== What you will do ==
What is wanted is an exact restatement of the lines from the one with "The picture is" through the one with "device ---------- */", both included, and of no other lines.

start Provided material

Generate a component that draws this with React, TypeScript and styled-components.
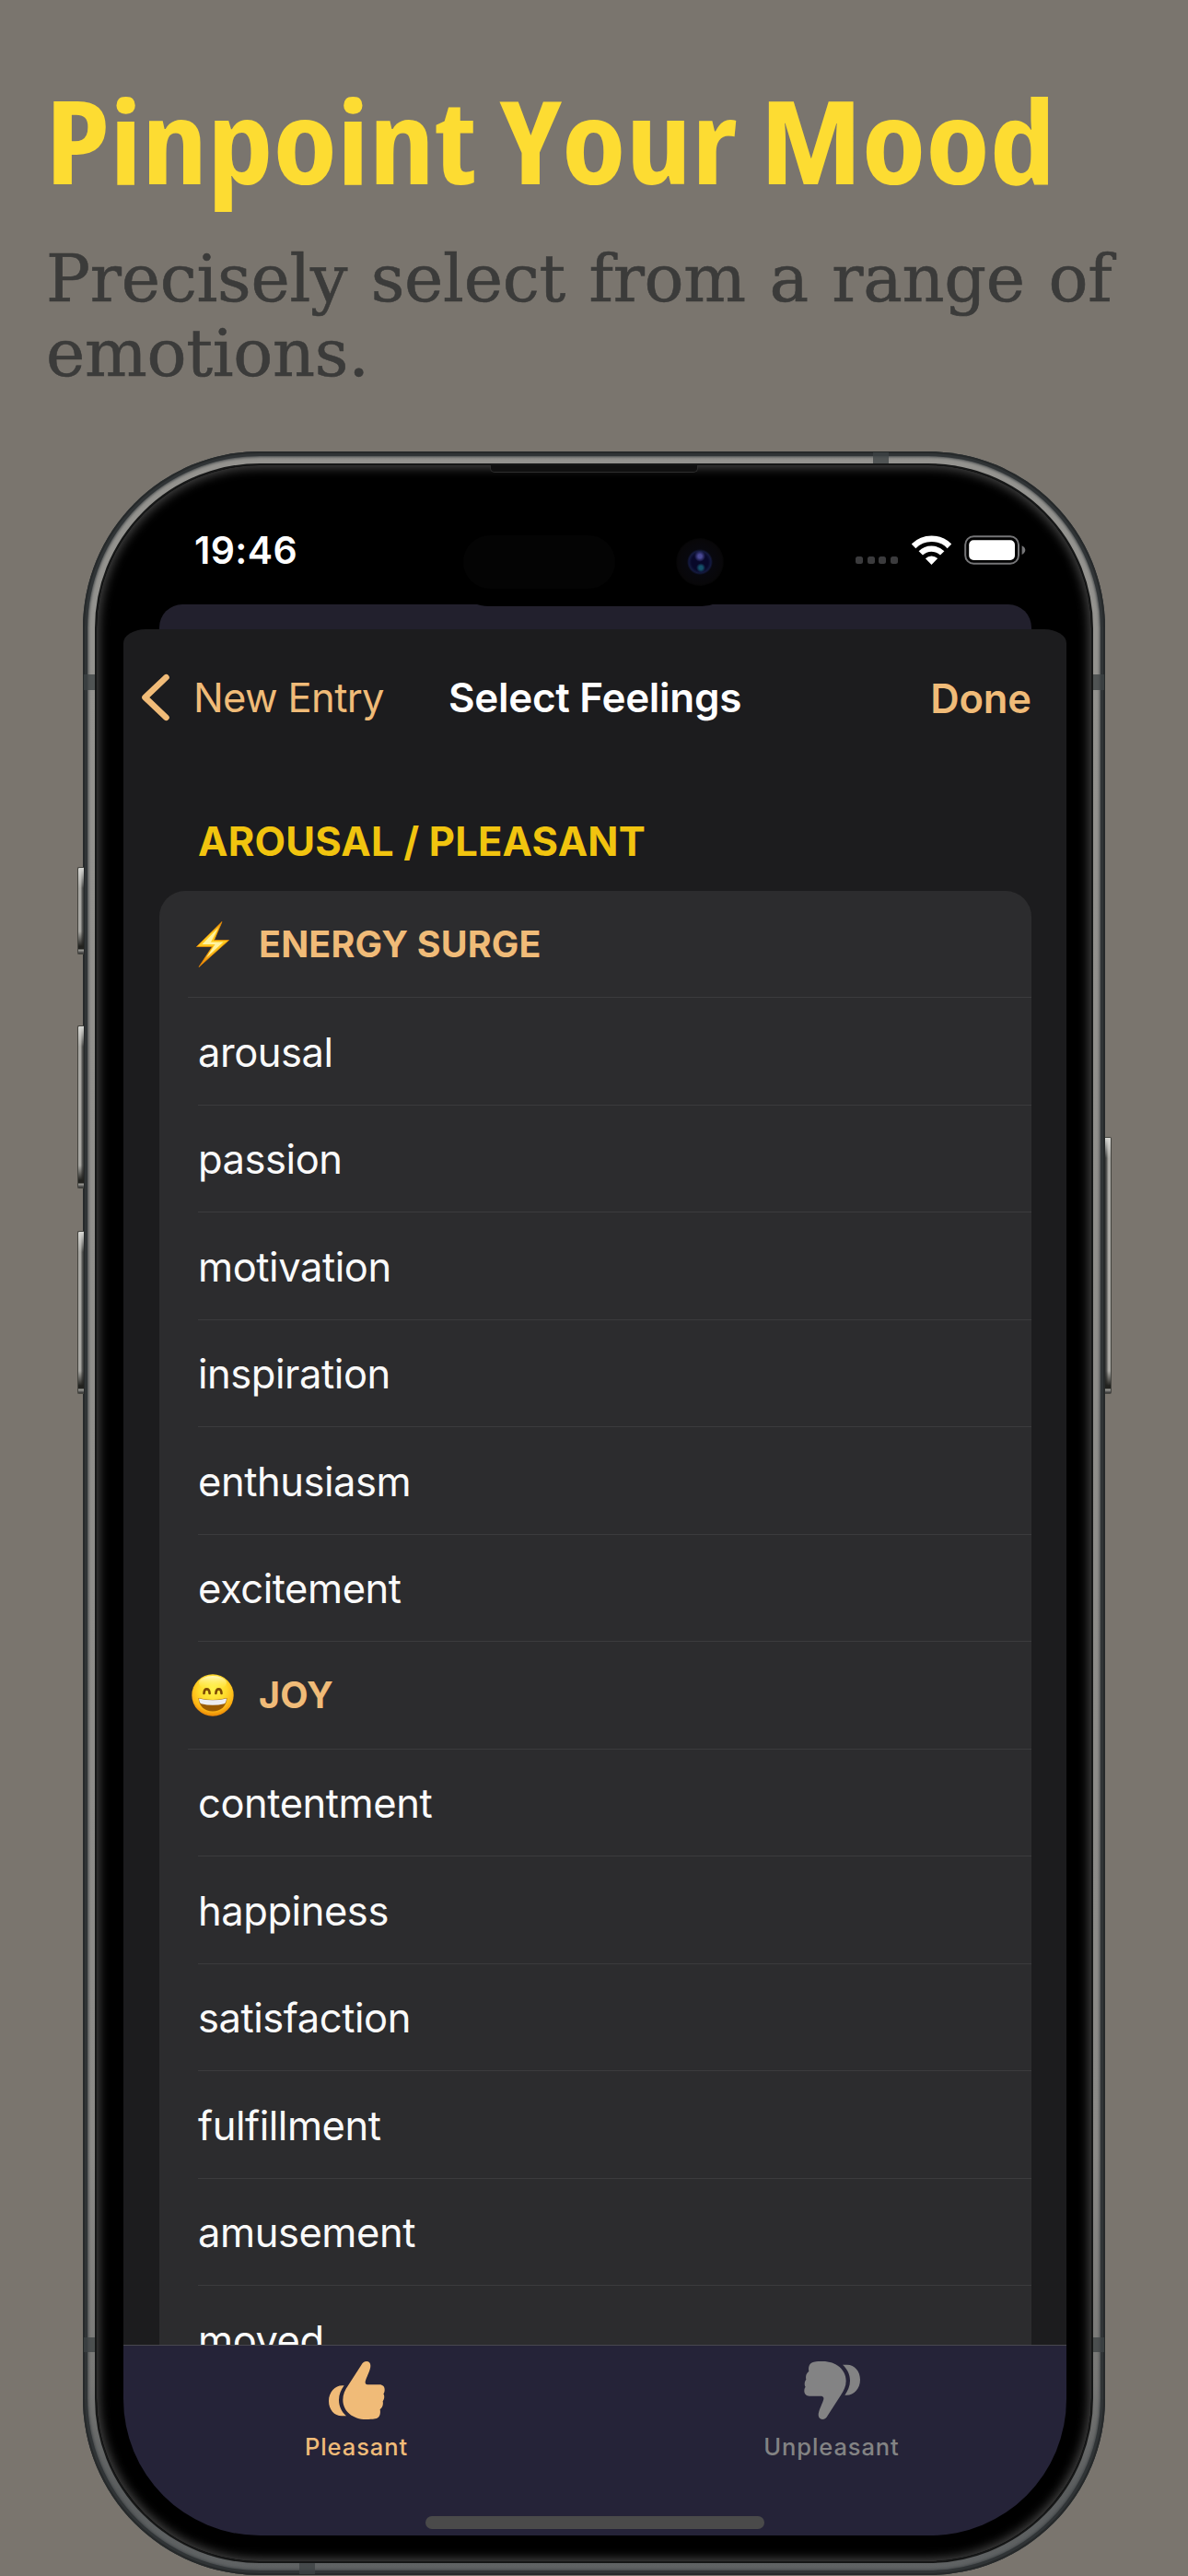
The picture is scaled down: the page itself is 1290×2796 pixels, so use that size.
import React from "react";
import styled, { createGlobalStyle } from "styled-components";

const ACCENT = "#f0bb78";
const UI_FONT = `Inter, "Liberation Sans", sans-serif`;

const GlobalStyle = createGlobalStyle`
  *, *::before, *::after { box-sizing: border-box; }
  body { margin: 0; background: #7a756e; }
`;

const Page = styled.main`
  display: flex;
  flex-direction: column;
  width: 1290px;
  height: 2796px;
  overflow: hidden;
  background: #7a756e;
`;

const Intro = styled.header`
  flex: none;
  height: 490px;
  padding: 86px 50px 0 50px;
`;

const Title = styled.h1`
  margin: 0;
  width: max-content;
  height: 130px;
  color: #fddc32;
  font: 700 126px/130px "Open Sans", "Noto Sans", sans-serif;
  font-stretch: 75%;
  white-space: nowrap;
  transform: scaleX(1.13);
  transform-origin: 5px 50%;
`;

const Subtitle = styled.p`
  margin: 47px 0 0;
  color: #3b3b3a;
  font: 400 71.5px/80.5px "DejaVu Serif", serif;
  letter-spacing: -0.3px;
  word-spacing: 3.2px;
  -webkit-text-stroke: 0.6px #3b3b3a;
`;

/* ---------- device ---------- */

const Device = styled.div`
  position: relative;
  flex: none;
  width: 1110px;
  height: 2305px;
  margin-left: 90px;
  padding: 13px;
  border-radius: 192px;
  background: linear-gradient(180deg, #94938f 0%, #8b8a87 80%, #777775 91%, #5a5d5e 96%, #606364 100%);
  box-shadow:
    inset 0 0 0 2px #26292a,
    inset 0 0 0 5px #303436,
    inset 0 0 3px 6px #424648;
`;

const Face = styled.div`
  height: 100%;
  padding: 28px 27px 28px 29px;
  border: 2px solid #161717;
  border-radius: 179px;
  background: #000;
  box-shadow: inset 0 0 11px 3px #444;
`;

const SideButton = styled.span<{ $side: "left" | "right"; $top: number; $height: number }>`
  position: absolute;
  ${(p) => (p.$side === "left" ? "left: -6px;" : "right: -7px;")}
  top: ${(p) => p.$top}px;
  width: 7px;
  height: ${(p) => p.$height}px;
  border: 1px solid #44443f;
  border-${(p) => (p.$side === "left" ? "right" : "left")}: 0;
  border-radius: ${(p) => (p.$side === "left" ? "2px 0 0 2px" : "0 2px 2px 0")};
  background:
    linear-gradient(180deg, #d8d8d4 0, transparent 22px, transparent calc(100% - 24px), #22221f calc(100% - 8px), #22221f calc(100% - 5px), #a0a09b calc(100% - 4px), #333 100%),
    linear-gradient(${(p) => (p.$side === "left" ? "90deg" : "270deg")}, #a9a8a3 0 40%, #3d3e3d 85%);
`;

const Antenna = styled.span<{ $x: number; $y: number; $w: number; $h: number }>`
  position: absolute;
  left: ${(p) => p.$x}px;
  top: ${(p) => p.$y}px;
  width: ${(p) => p.$w}px;
  height: ${(p) => p.$h}px;
  background: rgba(62, 66, 68, 0.78);
`;

const Earpiece = styled.span`
  position: absolute;
  left: 442px;
  top: 15px;
  width: 226px;
  height: 8px;
  border: 1px solid #2d2d2d;
  border-top: 0;
  border-radius: 0 0 5px 5px;
  background: #101010;
`;

const Screen = styled.div`
  position: relative;
  display: flex;
  flex-direction: column;
  width: 1024px;
  height: 2219px;
  overflow: hidden;
  border-radius: 148px;
  background: #000;
`;

const Island = styled.div`
  position: absolute;
  z-index: 1;
  left: 349px;
  top: 29px;
  width: 326px;
  height: 96px;
  padding: 19px 23px 0 20px;
  display: flex;
  justify-content: space-between;
  border-radius: 48px;
  background: #000;
`;

const Sensor = styled.span`
  width: 165px;
  height: 58px;
  border-radius: 29px;
  background: #040404;
`;

const Lens = styled.span`
  width: 52px;
  height: 52px;
  margin-top: 3px;
  border-radius: 50%;
  background:
    radial-gradient(circle at 50% 38%, #4a4a96 0 2px, transparent 6px),
    radial-gradient(circle at 52% 62%, #14516a 0 2px, transparent 5px),
    radial-gradient(circle at 50% 50%, #08082a 0 9px, #141a3f 12px, #08080e 14px, #080709 24px, #040404 26px);
`;

const StatusBar = styled.div`
  display: flex;
  flex: none;
  align-items: center;
  height: 123px;
  padding: 4px 44px 0 77px;
`;

const Clock = styled.span`
  margin-right: auto;
  color: #fff;
  font: 600 41px/50px ${UI_FONT};
  letter-spacing: 0.4px;
`;

const SignalDots = styled.span`
  display: flex;
  gap: 4.4px;
  margin: 22px 15px 0 0;
`;

const Dot = styled.i`
  width: 8px;
  height: 8px;
  border-radius: 2.5px;
  background: #3b3b3d;
`;

const StatusIcon = styled.svg`
  display: block;
  flex: none;
`;

const WifiIcon = styled(StatusIcon)`
  margin-right: 14.5px;
`;

const BackSheet = styled.div`
  flex: none;
  height: 27px;
  margin: 0 38.5px;
  border-radius: 25px 25px 0 0;
  background: #22202d;
`;

const Sheet = styled.section`
  display: flex;
  flex: 1;
  flex-direction: column;
  min-height: 0;
  border-radius: 24px 24px 0 0 / 15px 15px 0 0;
  background: #1c1c1e;
`;

const NavBar = styled.nav`
  display: grid;
  flex: none;
  grid-template-columns: 300px 1fr 280px;
  align-items: center;
  height: 149px;
  padding: 0 38px 2px 18px;
`;

const BackButton = styled.a`
  display: flex;
  align-items: center;
  gap: 26px;
  color: ${ACCENT};
  font: 400 43.5px/52px ${UI_FONT};
  letter-spacing: -0.65px;
  white-space: nowrap;
`;

const NavTitle = styled.h2`
  margin: 0;
  color: #fff;
  font: 600 44px/52px ${UI_FONT};
  letter-spacing: -0.3px;
  text-align: center;
  white-space: nowrap;
`;

const DoneButton = styled.a`
  padding-top: 2px;
  color: ${ACCENT};
  font: 600 43.5px/52px ${UI_FONT};
  letter-spacing: -0.1px;
  text-align: right;
`;

const SectionTitle = styled.h3`
  display: flex;
  flex: none;
  align-items: center;
  height: 135px;
  margin: 0;
  padding: 27px 0 0 81px;
  color: #f1c40f;
  font: 700 43.5px/52px ${UI_FONT};
  letter-spacing: 0.2px;
`;

const ListCard = styled.div`
  flex: 1;
  min-height: 0;
  margin: 0 38.5px;
  overflow: hidden;
  border-radius: 28px 28px 0 0;
  background: #2c2c2e;
`;

const GroupRow = styled.div`
  height: 116.5px;
  padding-left: 31px;
  &:first-child { height: 116px; }
`;

const GroupLabel = styled.div`
  display: flex;
  align-items: center;
  height: 100%;
  border-bottom: 1px solid #3b3b3d;
  color: ${ACCENT};
  font: 700 39.4px/48px ${UI_FONT};
  letter-spacing: 0.2px;
`;

const EmojiSlot = styled.span`
  display: flex;
  justify-content: center;
  width: 55px;
  margin-right: 22.5px;
`;

const FeelingRow = styled.div`
  height: 116.5px;
  padding-left: 42.5px;
`;

const FeelingLabel = styled.div`
  display: flex;
  align-items: center;
  height: 100%;
  padding-top: 2px;
  border-bottom: 1px solid #3b3b3d;
  color: #fafafa;
  font: 400 43.5px/52px ${UI_FONT};
  letter-spacing: -0.45px;
`;

const TabBar = styled.footer`
  display: flex;
  flex: none;
  flex-direction: column;
  align-items: center;
  height: 207px;
  border-top: 1px solid #48474f;
  background: #252338;
`;

const Tabs = styled.div`
  display: flex;
  flex: none;
  justify-content: center;
  width: 1024px;
  height: 185px;
  padding-right: 2px;
`;

const Tab = styled.a<{ $active?: boolean }>`
  display: flex;
  flex: 0 0 516px;
  flex-direction: column;
  align-items: center;
  padding-top: 17px;
  color: ${(p) => (p.$active ? ACCENT : "#838384")};
  font: 500 25.5px/32px ${UI_FONT};
  letter-spacing: 0.9px;
`;

const TabLabel = styled.span`
  margin-top: 14px;
`;

const ThumbSvg = styled.svg<{ $down?: boolean }>`
  display: block;
  fill: currentColor;
  transform: ${(p) => (p.$down ? "rotate(180deg)" : "none")};
`;

const HomeIndicator = styled.span`
  width: 368px;
  height: 14px;
  border-radius: 7px;
  background: #4a4a4a;
`;

/* ---------- drawings ---------- */

const Wifi = () => (
  <WifiIcon width="43" height="32" viewBox="0 0 43 32" fill="none" stroke="#fff">
    <path d="M2 11.8a27.5 27.5 0 0 1 39 0" strokeWidth="6.6" />
    <path d="M9.8 19.4a16.6 16.6 0 0 1 23.4 0" strokeWidth="6.2" />
    <path d="M21.5 32l-6.6-6.8a9.4 9.4 0 0 1 13.2 0z" fill="#fff" stroke="none" />
  </WifiIcon>
);

const Battery = () => (
  <StatusIcon width="67" height="32" viewBox="0 0 67 32">
    <rect x="1.2" y="1.2" width="57.8" height="29.6" rx="9" fill="none" stroke="#757577" strokeWidth="2" />
    <rect x="5.2" y="5.2" width="49.8" height="21.8" rx="5" fill="#fff" />
    <path d="M62.6 11.2c2.4 1 3.7 2.8 3.7 4.9s-1.3 3.9-3.7 4.9z" fill="#757577" />
  </StatusIcon>
);

const Chevron = () => (
  <svg width="32" height="52" viewBox="0 0 32 52" fill="none">
    <path
      d="M28.5 4.2L5.5 26 28.5 47.8"
      stroke={ACCENT}
      strokeWidth="6.6"
      strokeLinecap="round"
      strokeLinejoin="round"
    />
  </svg>
);

const Thumb = ({ down }: { down?: boolean }) => (
  <ThumbSvg $down={down} width="61" height="63" viewBox="48 39 183 189">
    <path d="M154 51C158 43 164 39 171 39C179 39 184 45 184 53C184 66 174 84 168 101C165 110 168 115 177 115H213C224 115 230 122 230 131C230 137 229 141 226 145C230 150 230 162 224 169C226 178 224 190 215 195C218 211 213 224 199 226C189 228 180 228 170 228C126 228 94 201 94 164C94 147 101 132 111 118Z" />
    <path d="M98 118C72 114 48 137 48 168C48 197 67 218 92 217H105C90 203 81 186 81 165C81 147 88 132 98 118Z" />
  </ThumbSvg>
);

const Bolt = () => (
  <svg width="36" height="50" viewBox="0 0 36 50">
    <defs>
      <linearGradient id="bolt" x1="0" y1="0" x2="0" y2="1">
        <stop offset="0" stopColor="#f59a0c" />
        <stop offset="0.25" stopColor="#ffd021" />
        <stop offset="0.65" stopColor="#ffc31a" />
        <stop offset="1" stopColor="#e87a05" />
      </linearGradient>
    </defs>
    <path
      d="M28 0.5L0.5 27.5H17.5L3 49.5L35.5 20.5H19.5Z"
      fill="url(#bolt)"
      stroke="#e88b08"
      strokeWidth="0.8"
    />
    <path d="M24 7L6.5 25H20.5L11 39.5L29.5 22.5H16Z" fill="#fff3a0" />
  </svg>
);

const Grin = () => (
  <svg width="46" height="46" viewBox="0 0 46 46">
    <defs>
      <radialGradient id="face" cx="0.5" cy="0.36" r="0.64">
        <stop offset="0" stopColor="#fff24a" />
        <stop offset="0.5" stopColor="#ffdc2c" />
        <stop offset="0.82" stopColor="#fdb515" />
        <stop offset="1" stopColor="#e88305" />
      </radialGradient>
      <linearGradient id="shine" x1="0" y1="0" x2="0" y2="1">
        <stop offset="0" stopColor="#fffbd0" stopOpacity="0.9" />
        <stop offset="1" stopColor="#fff24a" stopOpacity="0" />
      </linearGradient>
    </defs>
    <circle cx="23" cy="23" r="22.7" fill="url(#face)" />
    <ellipse cx="23" cy="9.5" rx="15" ry="7.5" fill="url(#shine)" />
    <path
      d="M13.5 21C13.8 14.8 19.2 14.8 19.6 21M26.4 21C26.8 14.8 32.2 14.8 32.5 21"
      fill="none"
      stroke="#7d4a05"
      strokeWidth="2.6"
      strokeLinecap="round"
    />
    <path d="M7.5 26Q23 30 38.5 26C38 35 31.5 40.5 23 40.5S8 35 7.5 26Z" fill="#9a5c04" />
    <path
      d="M8 26.4Q23 30.3 38 26.4C37.8 29.5 37 31.2 35.6 32.2Q23 35.4 10.4 32.2C9 31.2 8.2 29.5 8 26.4Z"
      fill="#eceef2"
    />
  </svg>
);

const groups = [
  {
    label: "ENERGY SURGE",
    icon: <Bolt />,
    feelings: ["arousal", "passion", "motivation", "inspiration", "enthusiasm", "excitement"],
  },
  {
    label: "JOY",
    icon: <Grin />,
    feelings: ["contentment", "happiness", "satisfaction", "fulfillment", "amusement", "moved"],
  },
];

export default function App() {
  return (
    <Page>
      <GlobalStyle />
      <Intro>
        <Title>Pinpoint Your Mood</Title>
        <Subtitle>Precisely select from a range of emotions.</Subtitle>
      </Intro>
      <Device>
        <SideButton $side="left" $top={451} $height={95} />
        <SideButton $side="left" $top={623} $height={177} />
        <SideButton $side="left" $top={846} $height={177} />
        <SideButton $side="right" $top={744} $height={279} />
        <Face>
          <Screen>
            <StatusBar>
              <Clock>19:46</Clock>
              <SignalDots>
                <Dot />
                <Dot />
                <Dot />
                <Dot />
              </SignalDots>
              <Wifi />
              <Battery />
            </StatusBar>
            <Island>
              <Sensor />
              <Lens />
            </Island>
            <BackSheet />
            <Sheet>
              <NavBar>
                <BackButton>
                  <Chevron />
                  New Entry
                </BackButton>
                <NavTitle>Select Feelings</NavTitle>
                <DoneButton>Done</DoneButton>
              </NavBar>
              <SectionTitle>AROUSAL / PLEASANT</SectionTitle>
              <ListCard>
                {groups.map((group) => (
                  <React.Fragment key={group.label}>
                    <GroupRow>
                      <GroupLabel>
                        <EmojiSlot>{group.icon}</EmojiSlot>
                        {group.label}
                      </GroupLabel>
                    </GroupRow>
                    {group.feelings.map((feeling) => (
                      <FeelingRow key={feeling}>
                        <FeelingLabel>{feeling}</FeelingLabel>
                      </FeelingRow>
                    ))}
                  </React.Fragment>
                ))}
              </ListCard>
            </Sheet>
            <TabBar>
              <Tabs>
                <Tab $active>
                  <Thumb />
                  <TabLabel>Pleasant</TabLabel>
                </Tab>
                <Tab>
                  <Thumb down />
                  <TabLabel>Unpleasant</TabLabel>
                </Tab>
              </Tabs>
              <HomeIndicator />
            </TabBar>
          </Screen>
        </Face>
        <Earpiece />
        <Antenna $x={1} $y={242} $w={12} $h={17} />
        <Antenna $x={1097} $y={242} $w={12} $h={17} />
        <Antenna $x={1} $y={2047} $w={12} $h={16} />
        <Antenna $x={1097} $y={2047} $w={12} $h={16} />
        <Antenna $x={858} $y={1} $w={17} $h={12} />
        <Antenna $x={235} $y={2292} $w={17} $h={12} />
      </Device>
    </Page>
  );
}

end Provided material

== Answer ==
The picture is scaled down: the page itself is 1290×2796 pixels, so use that size.
import React from "react";
import styled, { createGlobalStyle } from "styled-components";

const ACCENT = "#f0bb78";
const UI_FONT = `Inter, "Liberation Sans", sans-serif`;

const GlobalStyle = createGlobalStyle`
  *, *::before, *::after { box-sizing: border-box; }
  body { margin: 0; background: #7a756e; }
`;

const Page = styled.main`
  display: flex;
  flex-direction: column;
  width: 1290px;
  height: 2796px;
  overflow: hidden;
  background: #7a756e;
`;

const Intro = styled.header`
  flex: none;
  height: 490px;
  padding: 86px 50px 0 50px;
`;

const Title = styled.h1`
  margin: 0;
  width: max-content;
  height: 130px;
  color: #fddc32;
  font: 700 126px/130px "Open Sans", "Noto Sans", sans-serif;
  font-stretch: 75%;
  white-space: nowrap;
  transform: scaleX(1.13);
  transform-origin: 5px 50%;
`;

const Subtitle = styled.p`
  margin: 47px 0 0;
  color: #3b3b3a;
  font: 400 71.5px/80.5px "DejaVu Serif", serif;
  letter-spacing: -0.3px;
  word-spacing: 3.2px;
  -webkit-text-stroke: 0.6px #3b3b3a;
`;

/* ---------- device ---------- */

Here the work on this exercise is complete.